Find every line in the records that holds the string "components". Copy each one.
━━━ Data section ━━━
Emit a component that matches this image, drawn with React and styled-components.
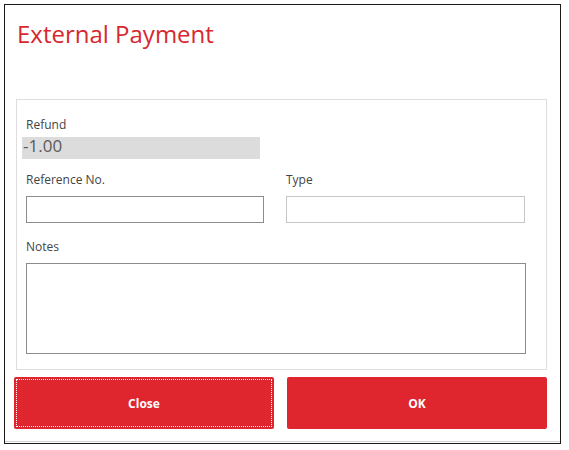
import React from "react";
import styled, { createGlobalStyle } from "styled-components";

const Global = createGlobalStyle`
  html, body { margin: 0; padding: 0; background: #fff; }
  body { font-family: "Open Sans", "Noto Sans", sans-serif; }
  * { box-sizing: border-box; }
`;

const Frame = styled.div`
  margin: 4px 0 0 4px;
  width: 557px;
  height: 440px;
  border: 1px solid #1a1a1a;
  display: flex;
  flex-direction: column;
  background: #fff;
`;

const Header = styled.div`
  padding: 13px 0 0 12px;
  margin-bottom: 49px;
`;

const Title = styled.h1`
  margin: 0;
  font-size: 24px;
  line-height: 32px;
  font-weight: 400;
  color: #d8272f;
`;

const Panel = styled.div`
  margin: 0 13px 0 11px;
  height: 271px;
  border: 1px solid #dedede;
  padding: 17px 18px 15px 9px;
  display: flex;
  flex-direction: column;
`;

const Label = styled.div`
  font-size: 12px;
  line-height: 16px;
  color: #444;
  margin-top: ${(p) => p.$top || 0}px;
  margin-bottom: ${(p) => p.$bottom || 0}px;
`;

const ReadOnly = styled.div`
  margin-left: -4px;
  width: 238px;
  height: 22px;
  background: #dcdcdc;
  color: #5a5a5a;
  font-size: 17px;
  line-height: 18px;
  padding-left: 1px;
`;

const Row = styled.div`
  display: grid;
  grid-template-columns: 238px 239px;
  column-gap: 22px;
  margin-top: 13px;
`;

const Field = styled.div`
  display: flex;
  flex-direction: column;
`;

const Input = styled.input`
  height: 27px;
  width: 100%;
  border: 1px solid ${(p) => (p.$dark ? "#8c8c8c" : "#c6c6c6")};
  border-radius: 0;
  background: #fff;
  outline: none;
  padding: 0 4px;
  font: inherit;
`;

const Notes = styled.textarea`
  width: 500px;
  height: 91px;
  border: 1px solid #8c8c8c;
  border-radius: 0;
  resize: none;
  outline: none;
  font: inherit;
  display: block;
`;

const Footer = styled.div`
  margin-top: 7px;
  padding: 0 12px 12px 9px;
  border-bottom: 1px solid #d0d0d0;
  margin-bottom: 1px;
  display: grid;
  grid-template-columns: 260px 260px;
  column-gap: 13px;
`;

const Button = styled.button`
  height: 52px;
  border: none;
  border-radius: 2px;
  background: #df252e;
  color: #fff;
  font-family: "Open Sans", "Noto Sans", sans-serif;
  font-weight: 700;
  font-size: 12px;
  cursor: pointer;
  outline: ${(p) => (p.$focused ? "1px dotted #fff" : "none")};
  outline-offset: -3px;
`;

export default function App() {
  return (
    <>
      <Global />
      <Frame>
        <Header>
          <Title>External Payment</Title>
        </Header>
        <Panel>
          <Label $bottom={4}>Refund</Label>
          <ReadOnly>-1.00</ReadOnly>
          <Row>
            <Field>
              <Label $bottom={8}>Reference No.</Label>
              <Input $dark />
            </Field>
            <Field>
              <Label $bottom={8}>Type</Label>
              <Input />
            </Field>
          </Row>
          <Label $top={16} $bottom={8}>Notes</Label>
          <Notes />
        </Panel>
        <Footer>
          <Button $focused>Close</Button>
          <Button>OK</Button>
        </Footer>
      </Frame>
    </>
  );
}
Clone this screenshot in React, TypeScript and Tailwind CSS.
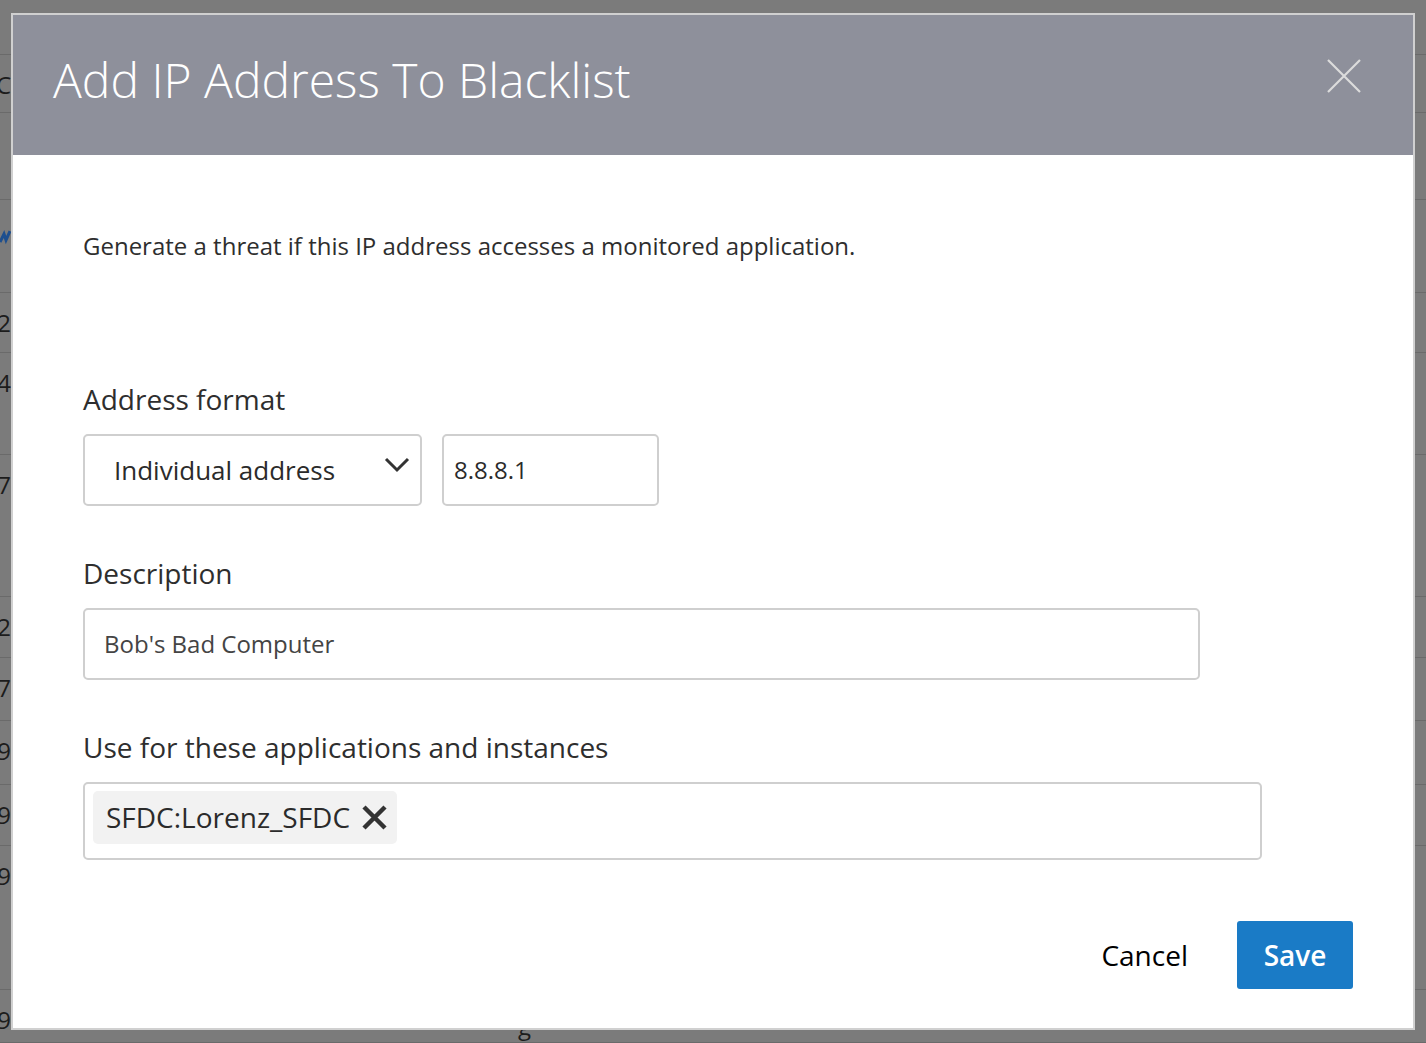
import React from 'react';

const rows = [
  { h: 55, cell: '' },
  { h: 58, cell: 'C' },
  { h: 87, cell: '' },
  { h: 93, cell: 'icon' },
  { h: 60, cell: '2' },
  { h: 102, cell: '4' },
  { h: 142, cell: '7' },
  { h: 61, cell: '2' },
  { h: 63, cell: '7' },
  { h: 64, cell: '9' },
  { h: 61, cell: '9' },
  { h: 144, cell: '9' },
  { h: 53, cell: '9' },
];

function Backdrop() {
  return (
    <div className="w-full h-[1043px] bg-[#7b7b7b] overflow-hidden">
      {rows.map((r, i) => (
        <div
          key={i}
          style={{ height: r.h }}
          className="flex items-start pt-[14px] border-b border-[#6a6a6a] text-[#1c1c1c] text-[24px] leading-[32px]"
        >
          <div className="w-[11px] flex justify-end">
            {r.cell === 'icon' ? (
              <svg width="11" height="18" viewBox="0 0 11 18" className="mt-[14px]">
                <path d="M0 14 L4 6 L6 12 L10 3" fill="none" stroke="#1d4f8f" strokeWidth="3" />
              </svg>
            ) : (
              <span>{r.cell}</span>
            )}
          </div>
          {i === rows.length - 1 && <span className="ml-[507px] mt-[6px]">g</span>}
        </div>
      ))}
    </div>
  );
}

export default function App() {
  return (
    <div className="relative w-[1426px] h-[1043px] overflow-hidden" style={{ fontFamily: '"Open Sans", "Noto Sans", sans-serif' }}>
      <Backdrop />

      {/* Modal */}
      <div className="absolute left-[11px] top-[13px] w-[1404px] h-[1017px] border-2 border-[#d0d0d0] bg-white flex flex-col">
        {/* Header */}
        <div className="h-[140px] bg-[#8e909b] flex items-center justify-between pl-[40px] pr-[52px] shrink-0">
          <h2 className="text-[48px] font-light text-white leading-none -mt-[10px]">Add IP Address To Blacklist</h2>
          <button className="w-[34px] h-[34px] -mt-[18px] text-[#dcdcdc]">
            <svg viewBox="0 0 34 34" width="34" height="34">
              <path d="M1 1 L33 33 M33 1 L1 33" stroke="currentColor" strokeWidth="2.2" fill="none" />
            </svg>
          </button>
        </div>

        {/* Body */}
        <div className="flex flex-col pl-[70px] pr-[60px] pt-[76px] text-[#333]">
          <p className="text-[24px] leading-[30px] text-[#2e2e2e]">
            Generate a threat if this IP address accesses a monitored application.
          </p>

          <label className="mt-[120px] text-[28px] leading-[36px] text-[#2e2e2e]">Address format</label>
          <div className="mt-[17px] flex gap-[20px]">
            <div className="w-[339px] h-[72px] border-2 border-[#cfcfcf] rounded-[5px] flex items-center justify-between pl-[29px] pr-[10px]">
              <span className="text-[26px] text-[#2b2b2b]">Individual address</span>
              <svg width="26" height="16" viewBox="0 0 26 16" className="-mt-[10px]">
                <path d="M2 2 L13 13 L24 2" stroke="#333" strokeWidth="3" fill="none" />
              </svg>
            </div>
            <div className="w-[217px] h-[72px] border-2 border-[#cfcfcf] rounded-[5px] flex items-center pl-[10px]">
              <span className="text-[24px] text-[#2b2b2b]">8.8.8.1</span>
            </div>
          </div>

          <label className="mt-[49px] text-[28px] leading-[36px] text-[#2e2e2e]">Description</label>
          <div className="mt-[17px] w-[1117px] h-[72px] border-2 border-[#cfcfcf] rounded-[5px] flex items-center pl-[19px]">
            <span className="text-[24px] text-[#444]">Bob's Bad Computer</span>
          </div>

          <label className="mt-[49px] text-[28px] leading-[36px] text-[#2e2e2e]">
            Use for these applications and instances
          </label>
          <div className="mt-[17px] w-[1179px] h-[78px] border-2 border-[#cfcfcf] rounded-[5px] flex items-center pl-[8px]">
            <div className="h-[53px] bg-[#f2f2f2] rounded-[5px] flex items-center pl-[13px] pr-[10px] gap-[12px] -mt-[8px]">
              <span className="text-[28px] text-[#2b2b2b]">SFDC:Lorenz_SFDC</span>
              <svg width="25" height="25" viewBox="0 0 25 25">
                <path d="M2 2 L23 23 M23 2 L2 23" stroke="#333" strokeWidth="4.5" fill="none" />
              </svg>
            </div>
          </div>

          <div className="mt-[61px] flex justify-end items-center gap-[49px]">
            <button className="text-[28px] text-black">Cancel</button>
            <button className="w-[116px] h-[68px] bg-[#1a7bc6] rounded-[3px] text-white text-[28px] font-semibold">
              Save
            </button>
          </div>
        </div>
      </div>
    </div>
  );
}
━━━
● Expected answer
Emit a component that matches this image, drawn with React and styled-components.
import styled, { createGlobalStyle } from "styled-components";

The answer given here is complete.